Lucy walks through the wedding like a guest who has to look busy. She spots John near the bar. He stands there with his tray balanced like he did when they shared a cheap apartment.
He brings her a Coke mixed with cheap beer without asking what she wants. He just knows. She takes the glass and holds it like a small secret that money never bought her.
This tiny move opens up a door she thought she shut. It feels soft because John never asks for anything big. He just gives her the old comfort. The drink is not fancy. The taste is flat and sweet. She knows this will stay with her longer than the next champagne toast. This moment does not need words. The glass says he remembers when love did not cost more than a food cart dinner. That truth pokes at everything she swore she outgrew.
3. The Dance with Harry

Lucy meets Harry where the lights stay low and the wine flows without limit. He steps in like he knows he has enough money to buy everyone’s time.
They dance close enough for Lucy to drop her guard. She tells him she wants a husband with money because love alone did not pay rent when John was broke. She thinks this will push Harry away.
Harry does not leave the dance floor. He nods like he understands. He keeps his hand on her waist like he has decided she is worth the cost.
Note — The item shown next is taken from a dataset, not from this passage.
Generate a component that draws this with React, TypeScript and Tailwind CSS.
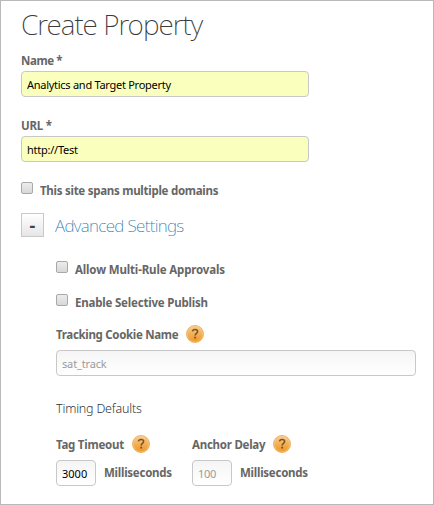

Lucy feels a twist in her chest when he says yes to her blunt truth.
The dance does not sparkle like movie dances. It feels tense because Lucy’s honesty makes Harry’s soft grin feel real. They step around the floor like they both know this is not love yet. This slow spin starts her test of whether comfort can feel warm.
4. The Confrontation with Sophie

Lucy gets a knock on her belief that matches can be sold like diamonds. Sophie trusted her file and ended up scared in her own apartment because the date crossed the line.
Lucy’s boss tells her to stay out of it and keep her name off the lawsuit. Lucy can’t do that because Sophie trusted her sales pitch. She shows up at Sophie’s door without the Adore name badge.
Sophie opens the door and does not smile. She says the matchmaker's promise means nothing when trust breaks down in real life. Lucy listens with her hands folded because she knows she messed up big.
This door visit cracks the fake armor Lucy wears when she claims she is just the go-between. Sophie’s eyes remind her that there is no clean deal. There is just the risk that people bring. This moment shifts Lucy from a cold broker to someone who sees the cost of easy fixes.
5. Finding the Engagement Ring

Lucy packs her bag for Iceland because Harry wants to show her glaciers and fancy hotel robes. She opens his suitcase to slip in a scarf and finds a ring box hidden under folded shirts.
She picks it up and feels her heart drop instead of lift. This should be the win she worked for since her first broken date with John. Harry chose her like a prize.
She sits on the edge of the bed and asks herself if this means the story ends well. Harry tells her he fixed his legs because taller men win the room. He says this with pride.
Lucy stares at him and sees the polish she has always sold. She knows this ring can’t make her love him. She puts it back in the bag. The dream cracks because a shiny plan does not keep you warm when you hate the truth it hides.
6. The Road Trip with John

Lucy knocks on John’s door because she has nowhere soft to land. He clears the couch without asking questions. He lets her talk in half sentences until she says let’s get out.
They jump in his cheap car and drive past the city’s expensive skyline. They stop at diners and drink coffee that tastes like burnt beans. Lucy laughs at a joke that makes no sense.
They crash a stranger’s wedding for free cake. She kisses him before the DJ plays the next bad song. She feels her shoulders drop because John never asks her to hide parts she hates.
This road trip does not fix their money worries. It does not promise a beach house or trust fund. It just brings back the truth that comfort sometimes lives in cheap motels and soft confessions. Lucy lets herself remember she did not always want a safe price tag on her chest.
7. The Central Park Proposal

In Materialists, John does not have a plan when he sits next to Lucy on a park bench. He talks about the way things could go wrong because his bank account is still thin.
He pulls out no diamond. He just says what he has left. He wants her to see him without the stage lights. He wants her to take this broken open version.
Lucy looks at the trees that block out the noise. She knows this choice means tight rent and leftover takeout on bad days. She does not care because John’s hand feels better than cold cash.
She says yes with no crowd watching. She leans in and forgets what perfect looks like. They laugh at the people walking by with dogs and lattes.
This moment closes her long pitch for comfort and opens a door back to warmth. Lucy’s yes feels small but holds more weight than any glossy plan ever could.